== Information shown

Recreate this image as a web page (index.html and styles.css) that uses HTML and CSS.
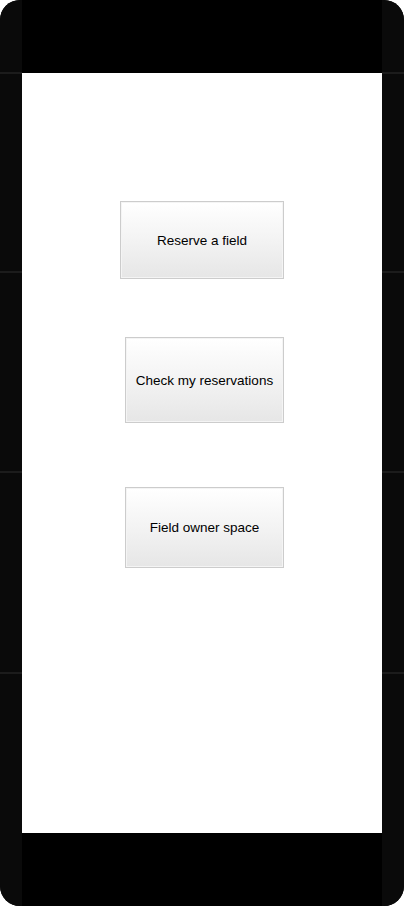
FILE: index.html
```html
<!DOCTYPE html>
<html>
<head>
<meta charset="utf-8">
<link rel="stylesheet" href="styles.css">
</head>
<body>
<div class="frame">
  <div class="side">
    <div class="seg seg-first"></div>
    <div class="seg seg-a"></div>
    <div class="seg seg-b"></div>
    <div class="seg seg-c"></div>
    <div class="seg seg-last"></div>
  </div>
  <div class="center">
    <div class="bezel"></div>
    <div class="screen">
      <button class="btn btn-1">Reserve a field</button>
      <button class="btn btn-2">Check my reservations</button>
      <button class="btn btn-3">Field owner space</button>
    </div>
    <div class="bezel"></div>
  </div>
  <div class="side">
    <div class="seg seg-first"></div>
    <div class="seg seg-a"></div>
    <div class="seg seg-b"></div>
    <div class="seg seg-c"></div>
    <div class="seg seg-last"></div>
  </div>
</div>
</body>
</html>
```
FILE: styles.css
```css
html, body {
  margin: 0;
  padding: 0;
  background: #ffffff;
}
.frame {
  width: 404px;
  height: 906px;
  display: flex;
  border-radius: 20px;
  overflow: hidden;
  background: #0a0a0a;
}
.side {
  width: 22px;
  display: flex;
  flex-direction: column;
  background: #0a0a0a;
}
.seg {
  flex: none;
}
.seg-first { height: 72px; }
.seg-a { height: 197px; border-top: 2px solid #1c1c1c; }
.seg-b { height: 198px; border-top: 2px solid #1c1c1c; }
.seg-c { height: 199px; border-top: 2px solid #1c1c1c; }
.seg-last { flex: 1; border-top: 2px solid #1c1c1c; }
.center {
  width: 360px;
  display: flex;
  flex-direction: column;
  background: #000000;
}
.bezel {
  height: 73px;
  flex: none;
}
.screen {
  height: 760px;
  flex: none;
  background: #ffffff;
  display: flex;
  flex-direction: column;
  align-items: flex-start;
  padding-top: 128px;
  box-sizing: border-box;
}
.btn {
  font-family: "Liberation Sans", Arial, sans-serif;
  font-size: 13.5px;
  color: #000000;
  background: linear-gradient(to bottom, #ffffff 0%, #f3f3f3 50%, #e6e6e6 100%);
  border: 1px solid #cccccc;
  box-shadow: inset 0 0 0 1px #f4f4f4;
  border-radius: 0;
  padding: 0;
  margin: 0;
  box-sizing: border-box;
  display: flex;
  align-items: center;
  justify-content: center;
}
.btn-1 {
  width: 164px;
  height: 78px;
  margin-left: 98px;
}
.btn-2 {
  width: 159px;
  height: 86px;
  margin-left: 103px;
  margin-top: 58px;
}
.btn-3 {
  width: 159px;
  height: 81px;
  margin-left: 103px;
  margin-top: 64px;
}
```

====

Directive:
Pictures in the data above should not be copied; transcribe everything else exactly.

Answer:
Recreate this image as a web page (index.html and styles.css) that uses HTML and CSS.
FILE: index.html
```html
<!DOCTYPE html>
<html>
<head>
<meta charset="utf-8">
<link rel="stylesheet" href="styles.css">
</head>
<body>
<div class="frame">
  <div class="side">
    <div class="seg seg-first"></div>
    <div class="seg seg-a"></div>
    <div class="seg seg-b"></div>
    <div class="seg seg-c"></div>
    <div class="seg seg-last"></div>
  </div>
  <div class="center">
    <div class="bezel"></div>
    <div class="screen">
      <button class="btn btn-1">Reserve a field</button>
      <button class="btn btn-2">Check my reservations</button>
      <button class="btn btn-3">Field owner space</button>
    </div>
    <div class="bezel"></div>
  </div>
  <div class="side">
    <div class="seg seg-first"></div>
    <div class="seg seg-a"></div>
    <div class="seg seg-b"></div>
    <div class="seg seg-c"></div>
    <div class="seg seg-last"></div>
  </div>
</div>
</body>
</html>
```
FILE: styles.css
```css
html, body {
  margin: 0;
  padding: 0;
  background: #ffffff;
}
.frame {
  width: 404px;
  height: 906px;
  display: flex;
  border-radius: 20px;
  overflow: hidden;
  background: #0a0a0a;
}
.side {
  width: 22px;
  display: flex;
  flex-direction: column;
  background: #0a0a0a;
}
.seg {
  flex: none;
}
.seg-first { height: 72px; }
.seg-a { height: 197px; border-top: 2px solid #1c1c1c; }
.seg-b { height: 198px; border-top: 2px solid #1c1c1c; }
.seg-c { height: 199px; border-top: 2px solid #1c1c1c; }
.seg-last { flex: 1; border-top: 2px solid #1c1c1c; }
.center {
  width: 360px;
  display: flex;
  flex-direction: column;
  background: #000000;
}
.bezel {
  height: 73px;
  flex: none;
}
.screen {
  height: 760px;
  flex: none;
  background: #ffffff;
  display: flex;
  flex-direction: column;
  align-items: flex-start;
  padding-top: 128px;
  box-sizing: border-box;
}
.btn {
  font-family: "Liberation Sans", Arial, sans-serif;
  font-size: 13.5px;
  color: #000000;
  background: linear-gradient(to bottom, #ffffff 0%, #f3f3f3 50%, #e6e6e6 100%);
  border: 1px solid #cccccc;
  box-shadow: inset 0 0 0 1px #f4f4f4;
  border-radius: 0;
  padding: 0;
  margin: 0;
  box-sizing: border-box;
  display: flex;
  align-items: center;
  justify-content: center;
}
.btn-1 {
  width: 164px;
  height: 78px;
  margin-left: 98px;
}
.btn-2 {
  width: 159px;
  height: 86px;
  margin-left: 103px;
  margin-top: 58px;
}
.btn-3 {
  width: 159px;
  height: 81px;
  margin-left: 103px;
  margin-top: 64px;
}
```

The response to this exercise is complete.